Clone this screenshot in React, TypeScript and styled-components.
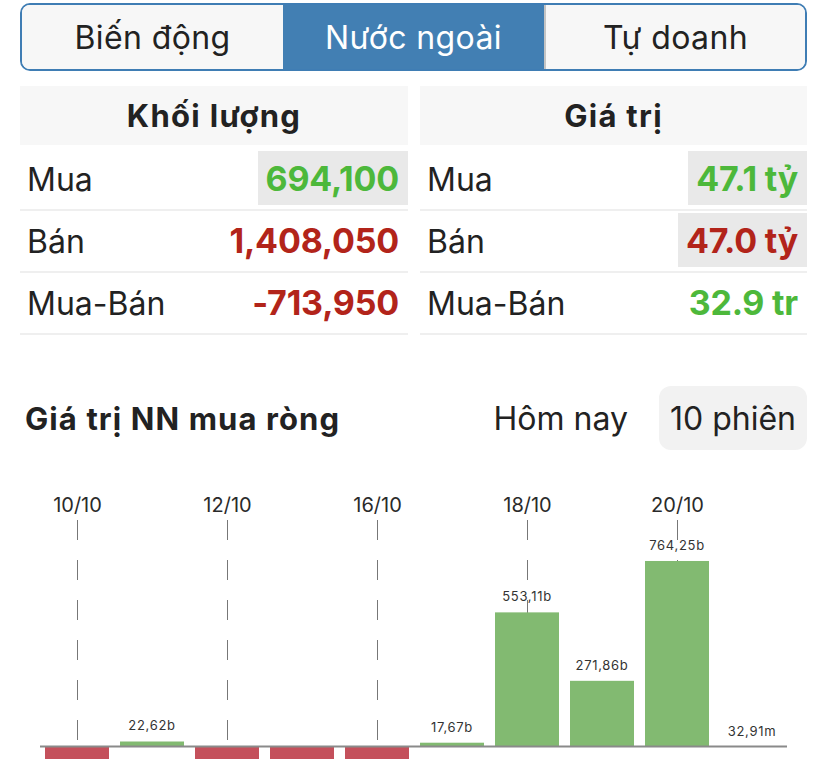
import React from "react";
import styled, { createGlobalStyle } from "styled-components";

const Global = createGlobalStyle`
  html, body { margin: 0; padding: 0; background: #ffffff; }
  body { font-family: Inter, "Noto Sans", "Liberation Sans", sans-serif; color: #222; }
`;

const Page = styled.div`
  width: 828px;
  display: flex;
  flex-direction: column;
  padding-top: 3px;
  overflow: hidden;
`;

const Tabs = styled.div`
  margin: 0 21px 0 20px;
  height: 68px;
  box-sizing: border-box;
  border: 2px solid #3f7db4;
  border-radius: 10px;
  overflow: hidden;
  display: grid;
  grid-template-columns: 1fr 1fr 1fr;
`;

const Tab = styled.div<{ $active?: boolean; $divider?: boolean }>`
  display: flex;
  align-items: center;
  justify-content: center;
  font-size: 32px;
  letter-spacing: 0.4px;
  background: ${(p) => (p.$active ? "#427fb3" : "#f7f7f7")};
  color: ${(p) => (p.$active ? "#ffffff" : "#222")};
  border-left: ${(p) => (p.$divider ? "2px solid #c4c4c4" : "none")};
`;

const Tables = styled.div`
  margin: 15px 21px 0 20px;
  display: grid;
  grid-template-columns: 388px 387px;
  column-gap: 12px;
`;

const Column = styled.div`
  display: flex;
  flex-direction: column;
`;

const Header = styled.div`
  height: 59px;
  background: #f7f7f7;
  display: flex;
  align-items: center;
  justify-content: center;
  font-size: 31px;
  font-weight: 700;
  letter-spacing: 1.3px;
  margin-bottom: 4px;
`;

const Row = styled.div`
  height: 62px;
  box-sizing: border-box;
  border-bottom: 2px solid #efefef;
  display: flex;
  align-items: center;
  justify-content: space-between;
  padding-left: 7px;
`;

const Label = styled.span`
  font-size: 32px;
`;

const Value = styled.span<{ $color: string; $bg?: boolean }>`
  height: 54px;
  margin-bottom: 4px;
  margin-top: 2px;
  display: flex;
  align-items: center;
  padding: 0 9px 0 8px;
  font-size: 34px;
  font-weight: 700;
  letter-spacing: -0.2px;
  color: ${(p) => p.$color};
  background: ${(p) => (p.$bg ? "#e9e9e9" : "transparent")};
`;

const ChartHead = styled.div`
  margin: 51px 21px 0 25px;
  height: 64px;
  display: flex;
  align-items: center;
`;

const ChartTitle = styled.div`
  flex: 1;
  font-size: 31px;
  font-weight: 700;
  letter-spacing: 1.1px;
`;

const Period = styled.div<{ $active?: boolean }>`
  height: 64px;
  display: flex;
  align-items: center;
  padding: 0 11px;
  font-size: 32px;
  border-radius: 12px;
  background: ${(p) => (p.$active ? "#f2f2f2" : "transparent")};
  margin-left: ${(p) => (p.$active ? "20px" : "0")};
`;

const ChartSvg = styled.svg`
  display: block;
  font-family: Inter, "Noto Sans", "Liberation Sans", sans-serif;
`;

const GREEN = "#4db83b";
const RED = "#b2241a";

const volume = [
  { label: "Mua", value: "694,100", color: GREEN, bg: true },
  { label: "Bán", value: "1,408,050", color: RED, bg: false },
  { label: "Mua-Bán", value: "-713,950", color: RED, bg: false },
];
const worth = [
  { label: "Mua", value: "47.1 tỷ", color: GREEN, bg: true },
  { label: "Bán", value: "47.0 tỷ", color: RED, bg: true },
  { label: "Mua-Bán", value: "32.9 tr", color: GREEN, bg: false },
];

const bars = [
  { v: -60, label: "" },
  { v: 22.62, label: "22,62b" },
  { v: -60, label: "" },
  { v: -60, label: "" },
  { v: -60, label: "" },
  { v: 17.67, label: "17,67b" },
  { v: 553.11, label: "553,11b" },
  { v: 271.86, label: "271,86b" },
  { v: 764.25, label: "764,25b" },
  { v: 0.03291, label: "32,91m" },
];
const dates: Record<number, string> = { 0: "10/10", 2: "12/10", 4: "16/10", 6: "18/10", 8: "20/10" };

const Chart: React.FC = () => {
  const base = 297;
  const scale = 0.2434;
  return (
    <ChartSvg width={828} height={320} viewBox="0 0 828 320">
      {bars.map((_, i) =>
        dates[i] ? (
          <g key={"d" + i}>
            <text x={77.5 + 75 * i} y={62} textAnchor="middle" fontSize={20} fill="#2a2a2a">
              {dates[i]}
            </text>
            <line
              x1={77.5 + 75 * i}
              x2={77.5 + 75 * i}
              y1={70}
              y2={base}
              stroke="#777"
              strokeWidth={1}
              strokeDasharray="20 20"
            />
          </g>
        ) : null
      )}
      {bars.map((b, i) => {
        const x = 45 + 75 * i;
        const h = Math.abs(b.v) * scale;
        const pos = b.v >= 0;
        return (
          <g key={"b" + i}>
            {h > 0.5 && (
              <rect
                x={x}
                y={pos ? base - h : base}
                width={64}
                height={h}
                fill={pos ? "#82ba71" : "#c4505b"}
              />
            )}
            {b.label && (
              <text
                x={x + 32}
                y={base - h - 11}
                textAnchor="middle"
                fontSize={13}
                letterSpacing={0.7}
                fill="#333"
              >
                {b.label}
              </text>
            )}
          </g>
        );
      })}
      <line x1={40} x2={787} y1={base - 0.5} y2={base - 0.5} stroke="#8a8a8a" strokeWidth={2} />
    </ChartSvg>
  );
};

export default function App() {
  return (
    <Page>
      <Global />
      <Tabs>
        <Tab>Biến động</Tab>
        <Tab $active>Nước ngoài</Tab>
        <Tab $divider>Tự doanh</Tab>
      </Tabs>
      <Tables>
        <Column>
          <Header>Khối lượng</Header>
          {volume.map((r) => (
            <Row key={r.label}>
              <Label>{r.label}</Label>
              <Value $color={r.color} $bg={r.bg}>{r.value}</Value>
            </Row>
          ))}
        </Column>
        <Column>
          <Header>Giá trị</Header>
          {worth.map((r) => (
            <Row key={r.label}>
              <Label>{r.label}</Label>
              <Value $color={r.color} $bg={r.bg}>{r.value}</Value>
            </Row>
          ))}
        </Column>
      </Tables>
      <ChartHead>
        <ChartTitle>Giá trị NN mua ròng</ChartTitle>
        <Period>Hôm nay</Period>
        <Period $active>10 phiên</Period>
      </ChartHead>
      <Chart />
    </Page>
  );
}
- - -
## [WHAT YOU ARE ASKED TO DO]
Find the lines containing "components" and pull them out.

## [EXERCISE SOLUTION]
Clone this screenshot in React, TypeScript and styled-components.
import styled, { createGlobalStyle } from "styled-components";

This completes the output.